Monday, January 17, 2011

My Discworld Lenses on Squidoo

Before I got caught up in the massive project that was the Hugo Award Winners: Novels lens that I published Sunday evening, I had another big project: Discworld.

Terry Pratchett's Discworld series, which started in 1983 and really got rolling a few years later, is one of those series I was aware of, but I just didn't think I was a big fan of fantasy. On the other hand, I kept reading about him being compared to Douglas Adams, the Hitchhiker's Guide to the Galaxy guy, and I'm a big fan of Adams.

But I'm not a really big fan of fantasy, or at least I wasn't. To me it just seemed like too much of it was sword and sorcery and all of it was taken much to seriously. It turns out that's pretty much the feeling Terry Pratchett had in mind when he started the Discworld books. He basically looked at the genre and stood it on its head.

Pratchett's got a madcap sense of humour at least as far out as Adams had. His main wizard character, Rincewind, isn't very good at wizarding, although he does have this way of surviving. Unseen University, the place wizards go to learn their trade and often remain, is peopled by a faculty and staff that's gotten very complacent and fat, enjoying six hearty meals a day and not doing much magic at all unless it's something involving plots against wizards higher up in the hierarchy, and the results of the plotting can be fatal to the plottee. The university is in Discworld's largest city, Ankh-Morpork, a sprawling disorganized mess of a place where, Pratchett says, all roads lead from Ankh-Morpork, not to it. It's just that some people, those headed to the city, are going the wrong way.

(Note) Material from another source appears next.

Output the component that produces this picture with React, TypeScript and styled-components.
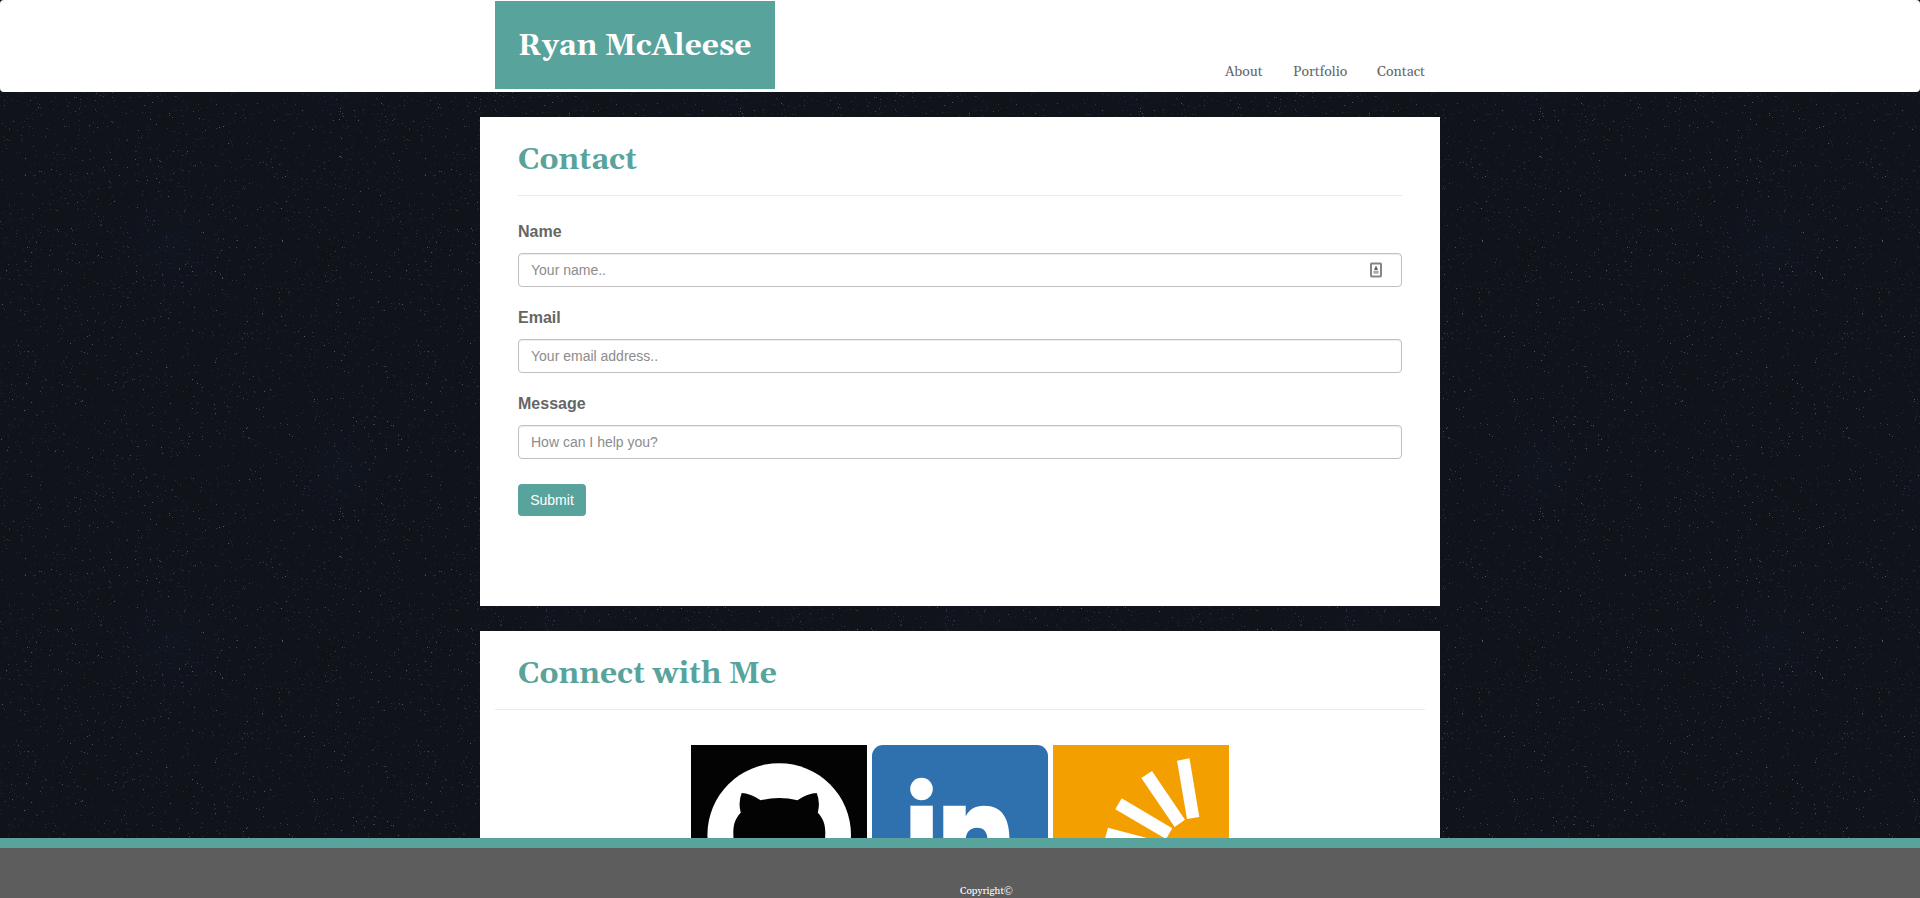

There are witches, including grim Granny Weatherwax, jolly Nanny Ogg, and young Magrat Garlick, who is pretty much a parody of modern-day New Age influenced practitioners of the occult.

There's Death. Death SPEAKS IN ALL CAPITAL LETTERS and rides a pale white horse. The horse's name is Binky.

Everyone lives on a flat round and highly improbable world that's carried on the backs of four huge elephants who, in turn, stand on the back of The Great A'Tuin, a 10,000-mile long turtle swimming through space. Since the world is flat, if a ship at sea disappears from view like it's falling off the edge (as people on Earth used to think), it's because it's falling off the edge. Water from the ocean cascades off the edge, yet Discworld and it's oceans never run dry.

It all sounds wildly fantastic, and it is, but Pratchett has a way of telling great and very funny stories about the world and the characters in it. There are plenty of references to fairy tales, Shakespeare, movies and other bits of culture from our world to make Discworld seem sort of familiar in its weirdness.

There are currently 38 books in the Discworld series, with several major categories. Someone had previously done a Discworld lens about why they shouldn't be read in order. I decided to make a lens listing them all in order starting with The Colour of Magic, which some say isn't the best place to start. Pratchett has said it wasn't until several books in that he discovered this wonderful thing called "plot." But I started reading that book and, being used to Hitchhiker's Guide to the Galaxy, didn't have any problems with it. I just continued on with The Light Fantastic and kept going. I'm currently between the 12th and 13th books, taking a break to read other things.

The lenses I made are:

Discworld Novels 1 to 10
Discworld Novels 11 to 20
Discworld Novels 21 to 30
Discworld Novels 31 to 40

31 to 40? Well, yes. While there are only 38 published books, plans are in the works for at least two more. If I'd named the fourth lens Discworld Novels 31 to 38, I'd have a problem when the next books came out. This way no renaming is necessary and if Pratchett goes on past 40 I can put those books in a new lens.

There's a fifth lens for Discworld books related to, but not part of the series:

Discworld: Related Books

This lens links to the mapps, the Science of Discworld books, art, folklore, a companion, and even a children's book that grew out of the City Watch commander's reading to his young son.

Not having read past the 12th book, I had to rely pretty much on plot synopses I could find online. Some were way too brief, others were way too wordy, with some of the latter being the length of short stories. I just wanted something short, but enough to generate interest. Using a graphic online Guide to Discworld, I color coded the borders and backgrounds of each book description to relate to the categories defined by the guide: Rincewind, Witches, Death, The City Watch, etc.

I'm having a lot of fun reading the series. I just wish I hadn't waited so long to start reading it.